Attached to the north-east end of the barn is a two-bay agricultural building probably dating from the second quarter of the 19th century and used as a calf house. It is of high quality craftsmanship for the period. The north-west wall and north-east gable wall are of brick. The south-east lateral wall is timber-framed and weatherboarded and, like the roof, is of elm. It has two unglazed windows with horizontal sliding shutters. The central truss has chamfered arch braces. The shared gable wall and potential evidence beneath the floor of the building are significant in understanding the development of the Great Barn.

The southern boundary wall fronting the lane is of mixed build, mainly of sarsen and clunch, and contains within it a pier or buttress of dressed stone. It has been suggested that this may be part of the original entrance to the late 15th-century lodgings. The wall continues to form the eastern boundary of the site and is again of mixed fabric and dates.

Ashbury Manor was built around 1488 by Abbott Selwood (1457-93) of Glastonbury Abbey as a lodging place for students travelling to Gloucester College, Oxford and for the Abbott travelling on the Somerset to London road.

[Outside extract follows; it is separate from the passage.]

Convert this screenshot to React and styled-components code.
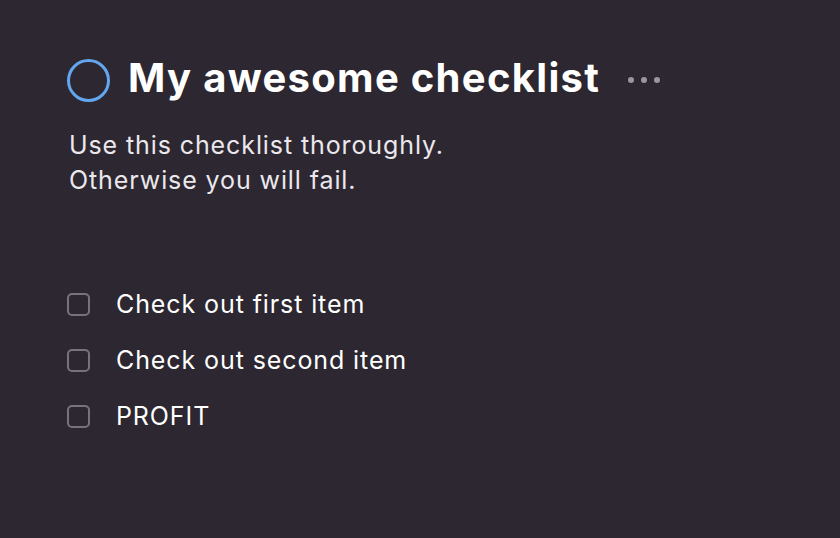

The barn is of local tradition and compares with Great Coxwell barn (Grade I) and Letcombe Bassett rectorial barn (Grade II). Carpenters' marks suggest that the barn is reduced in length and that it was raised a truss at a time with the aisles built second.

The original form of the barn and subsequent alterations reflect changes in the agricultural economy. It was built as a threshing barn in a tradition which changed little from the medieval to post-medieval periods. The reduction of the building, probably of mid-17th to early 18th-century date, may coincide with the occupancy of Thomas White, whose initials and date 1697 are inscribed above the door of the Manor House. Early to mid 19th-century investment in the barn may be associated with the arrival of the Great Western Railway and the markets this opened up. The agricultural depression of the 1870s saw changes in agricultural practice from corn production to livestock.